By Harvey Silverglate With Kyle Smeallie
Harvard University may be losing money like a hard-luck high-roller, but the Vegas tagline (what happens in Vegas stays in Vegas) certainly does not apply: what happens at Harvard reaches well beyond the Cambridge confines. For better or for worse, many schools follow in Harvard’s footsteps. What better place, then, to effect change in American higher education than a place where other schools—at least until the recent economic meltdown—have been green with Crimson envy?

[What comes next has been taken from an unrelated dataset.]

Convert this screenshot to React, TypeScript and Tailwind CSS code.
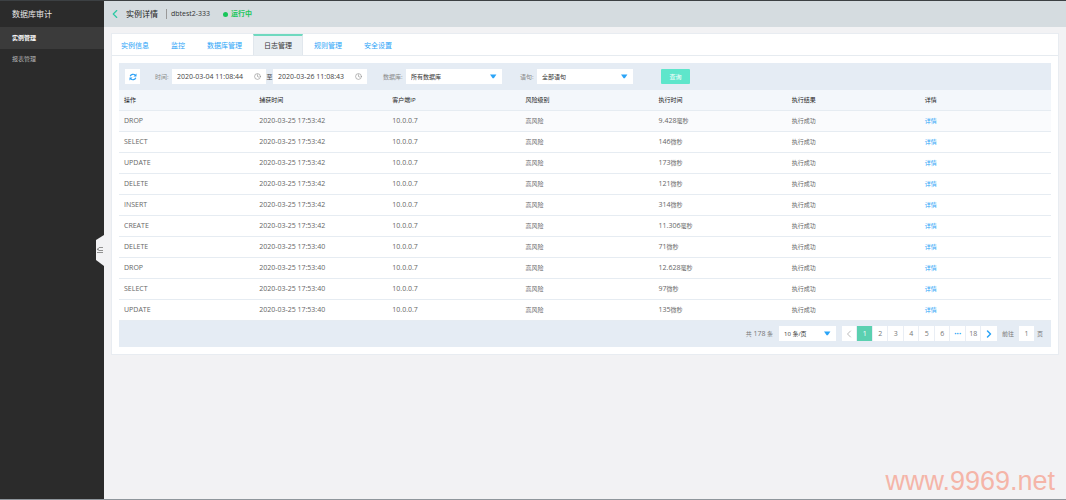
import { ChevronLeft, ChevronRight, Clock } from 'lucide-react';

const tabs = ['实例信息', '监控', '数据库管理', '日志管理', '规则管理', '安全设置'];

const columns = ['操作', '捕获时间', '客户端IP', '风险级别', '执行时间', '执行结果', '详情'];

const logs = [
  { op: 'DROP', time: '2020-03-25 17:53:42', cost: '9.428', unit: '毫秒' },
  { op: 'SELECT', time: '2020-03-25 17:53:42', cost: '146', unit: '微秒' },
  { op: 'UPDATE', time: '2020-03-25 17:53:42', cost: '173', unit: '微秒' },
  { op: 'DELETE', time: '2020-03-25 17:53:42', cost: '121', unit: '微秒' },
  { op: 'INSERT', time: '2020-03-25 17:53:42', cost: '314', unit: '微秒' },
  { op: 'CREATE', time: '2020-03-25 17:53:42', cost: '11.306', unit: '毫秒' },
  { op: 'DELETE', time: '2020-03-25 17:53:40', cost: '71', unit: '微秒' },
  { op: 'DROP', time: '2020-03-25 17:53:40', cost: '12.628', unit: '毫秒' },
  { op: 'SELECT', time: '2020-03-25 17:53:40', cost: '97', unit: '微秒' },
  { op: 'UPDATE', time: '2020-03-25 17:53:40', cost: '135', unit: '微秒' },
];

const pages = ['1', '2', '3', '4', '5', '6', '···', '18'];

function RefreshIcon() {
  return (
    <svg viewBox="0 0 16 16" className="size-[8px]" fill="none" stroke="#2a9ff5" strokeWidth="2.4">
      <path d="M2.4 6.6A6 6 0 0 1 12.4 4.4" />
      <path d="M13.6 9.4A6 6 0 0 1 3.6 11.6" />
      <path d="M15 1v6H9z" fill="#2a9ff5" stroke="none" />
      <path d="M1 15V9h6z" fill="#2a9ff5" stroke="none" />
    </svg>
  );
}

function Select({ id, label, value, className }: { id: string; label: string; value: string; className: string }) {
  return (
    <div className={`relative h-[15px] bg-white ${className}`}>
      <select
        id={id}
        aria-label={label}
        className="block h-full w-full appearance-none bg-transparent pl-[5px] text-[6px] text-[#333]"
      >
        <option>{value}</option>
      </select>
      <svg viewBox="0 0 8 5" className="pointer-events-none absolute top-[5px] right-[5px] h-[5px] w-[8px]">
        <path d="M1 0.5h6.4L4.8 4.2h-1.2z" fill="#2ba4f7" />
      </svg>
    </div>
  );
}

function DateField({ id, label, value }: { id: string; label: string; value: string }) {
  return (
    <div className="flex h-[15px] w-[94px] items-center bg-white px-[5px]">
      <input
        id={id}
        aria-label={label}
        defaultValue={value}
        className="h-full min-w-0 flex-1 bg-transparent text-[7px] text-[#444] outline-none"
      />
      <Clock className="size-[7px] text-[#888]" strokeWidth={2} />
    </div>
  );
}

function Sidebar() {
  return (
    <aside className="relative w-[104px] shrink-0 bg-[#2b2b2b] text-[#b5b5b5]">
      <h1 className="flex h-[26px] items-center pl-3 text-[8px] text-[#e8e8e8]">数据库审计</h1>
      <nav>
        <a href="#instances" className="flex h-[22px] items-center bg-[#3b3b3b] pl-3 font-bold text-white">
          实例管理
        </a>
        <a href="#reports" className="flex h-[20px] items-center pl-3">
          报表管理
        </a>
      </nav>
      <button type="button" aria-label="收起菜单" className="absolute top-[234px] right-0 h-[31px] w-[9px]">
        <svg viewBox="0 0 9 31" className="h-full w-full">
          <path d="M9 0L1 5v20l8 6z" fill="#f2f2f4" />
          <path d="M4 12.5h4M4 15.5h4M2 17.5h6" stroke="#777" strokeWidth="0.8" />
          <path d="M3.6 12.6v3.4L1.8 14.3z" fill="#777" />
        </svg>
      </button>
    </aside>
  );
}

function Filters() {
  return (
    <form className="flex h-[27px] items-center bg-[#e5ecf4] pl-[6px] text-[#888]">
      <button type="button" aria-label="刷新" className="flex size-[15px] items-center justify-center bg-white">
        <RefreshIcon />
      </button>
      <label htmlFor="from" className="ml-[15px] w-[17px]">
        时间:
      </label>
      <DateField id="from" label="开始时间" value="2020-03-04 11:08:44" />
      <span className="w-[7px] text-center text-[#444]">至</span>
      <DateField id="to" label="结束时间" value="2020-03-26 11:08:43" />
      <label htmlFor="database" className="ml-4 w-[23px]">
        数据库:
      </label>
      <Select id="database" label="数据库" value="所有数据库" className="w-[96px]" />
      <label htmlFor="statement" className="ml-[18px] w-[17px]">
        语句:
      </label>
      <Select id="statement" label="语句" value="全部语句" className="w-[96px]" />
      <button type="button" className="ml-7 h-[15px] w-[29px] rounded-[1px] bg-[#5ee6cb] text-white">
        查询
      </button>
    </form>
  );
}

function LogTable() {
  return (
    <table className="w-full table-fixed text-left">
      <thead>
        <tr className="h-[20px] border-b border-[#e6ecf2] bg-[#f3f7fb] text-[#222]">
          {columns.map((name) => (
            <th key={name} className="p-0 pl-[7px] font-normal first:pl-[5px]">
              {name}
            </th>
          ))}
        </tr>
      </thead>
      <tbody className="text-[#666]">
        {logs.map((log, i) => (
          <tr key={i} className="h-[21px] border-b border-[#e6ecf2] first:bg-[#fafbfd]">
            <td className="p-0 pl-[5px] text-[7px]">{log.op}</td>
            <td className="p-0 pl-[7px] text-[7px]">{log.time}</td>
            <td className="p-0 pl-[7px] text-[7px]">10.0.0.7</td>
            <td className="p-0 pl-[7px]">高风险</td>
            <td className="p-0 pl-[7px]">
              <span className="text-[7px]">{log.cost}</span>
              {log.unit}
            </td>
            <td className="p-0 pl-[7px]">执行成功</td>
            <td className="p-0 pl-[7px]">
              <a href="#detail" className="text-[#2ba4f7]">
                详情
              </a>
            </td>
          </tr>
        ))}
      </tbody>
    </table>
  );
}

function Pagination() {
  return (
    <div className="flex h-[26px] items-center justify-end bg-[#e5ecf4] pr-2 text-[#777]">
      <span>
        共 <span className="text-[7px]">178</span> 条
      </span>
      <Select id="page-size" label="每页条数" value="10 条/页" className="mx-[6px] w-[57px]" />
      <nav aria-label="分页" className="grid h-[15px] w-[155px] grid-cols-10 divide-x divide-[#e9eef5] bg-white">
        <button type="button" aria-label="上一页" className="flex items-center justify-center text-[#bbb]">
          <ChevronLeft className="size-[12px]" strokeWidth={2} />
        </button>
        {pages.map((page) => (
          <button
            key={page}
            type="button"
            className={
              page === '1'
                ? 'bg-[#5bd0b0] text-[7px] text-white'
                : page === '···'
                  ? 'text-[8px] font-bold text-[#2ba4f7]'
                  : 'text-[7px] text-[#777]'
            }
          >
            {page}
          </button>
        ))}
        <button type="button" aria-label="下一页" className="flex items-center justify-center text-[#2ba4f7]">
          <ChevronRight className="size-[12px]" strokeWidth={3} />
        </button>
      </nav>
      <label htmlFor="goto" className="ml-[5px] w-[17px]">
        前往
      </label>
      <input id="goto" defaultValue="1" className="h-[15px] w-[15px] bg-white text-center text-[7px]" />
      <span className="ml-[3px]">页</span>
    </div>
  );
}

export default function App() {
  return (
    <div className="relative flex min-h-screen border-t border-b border-t-[#3c4043] border-b-[#8f969c] bg-[#f2f2f4] font-['Open_Sans','Noto_Sans_CJK_SC',sans-serif] text-[6px] leading-[10px]">
      <Sidebar />
      <div className="min-w-0 flex-1">
        <header className="flex h-[26px] items-center bg-[#d5dce0] pl-1 text-[#333]">
          <a href="#back" aria-label="返回" className="text-[#2dc9a4]">
            <ChevronLeft className="size-[14px]" strokeWidth={2} />
          </a>
          <h2 className="ml-1 text-[8px] text-[#222]">实例详情</h2>
          <span className="ml-2 h-[10px] w-px bg-[#999]" />
          <span className="ml-1 text-[7px]">dbtest2-333</span>
          <span className="ml-[13px] size-[5px] rounded-full bg-[#19c65a]" />
          <span className="ml-[3px] text-[7px] font-bold text-[#19c65a]">运行中</span>
        </header>
        <main className="mx-[7px] mt-[6px] border border-[#e8ecf1] bg-white">
          <div role="tablist" className="flex h-[22px] border-b border-[#e6ebf0] text-[7px]">
            {tabs.map((tab) => (
              <button
                key={tab}
                type="button"
                role="tab"
                aria-selected={tab === '日志管理'}
                className={
                  tab === '日志管理'
                    ? 'border-x border-t-2 border-x-[#e1e7ed] border-t-[#6fd9bf] bg-[#ebf0f4] px-[10px] text-[#333]'
                    : 'border-t-2 border-transparent px-[11px] text-[#2ba4f7] first:pl-[9px]'
                }
              >
                {tab}
              </button>
            ))}
          </div>
          <section className="m-[7px]">
            <Filters />
            <LogTable />
            <Pagination />
          </section>
        </main>
      </div>
      <div className="pointer-events-none absolute right-[11px] bottom-[3px] font-['Liberation_Sans',sans-serif] text-[27px] leading-[30px] text-[#f5b5a8]">
        www.9969.net
      </div>
    </div>
  );
}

Such was the premise behind my insurgent campaign for a seat on the Board of Overseers, one of Harvard’s two governing boards. Dismayed by the lack of principled oversight (a key reason, I suspect, for Harvard’s recent financial woes) and the general illiberal culture of his alma mater, I spent months trying to convince alumni to elect me to the board. In early June, however, Harvard officials informed me that my bid for a six-year term on the 30-member board came up a bit short.
In defeat, I learned the very same lesson that Harvard Law School alum Barack H. Obama (Law School class of 1991) learned when he ran as a petition candidate in the 1991 Overseers election: Input from outsiders—those unwilling to place collegiality over candor—is unwanted.
First, some background: Harvard is ruled principally by a self-perpetuating body known as the President and Fellows of Harvard College, consisting of six trustees with lifetime tenure plus the university president. The Overseers, playing a secondary governance role, nonetheless possess considerable power to investigate, advise, and approve (or turn down) major appointments. Each year the official Harvard Alumni Association (HAA) nominates seven to ten candidates to run for five available seats. Alumni not satisfied with the official nominees may add “petition” candidates who are put on the ballot if roughly 200 alumni sign their nomination forms.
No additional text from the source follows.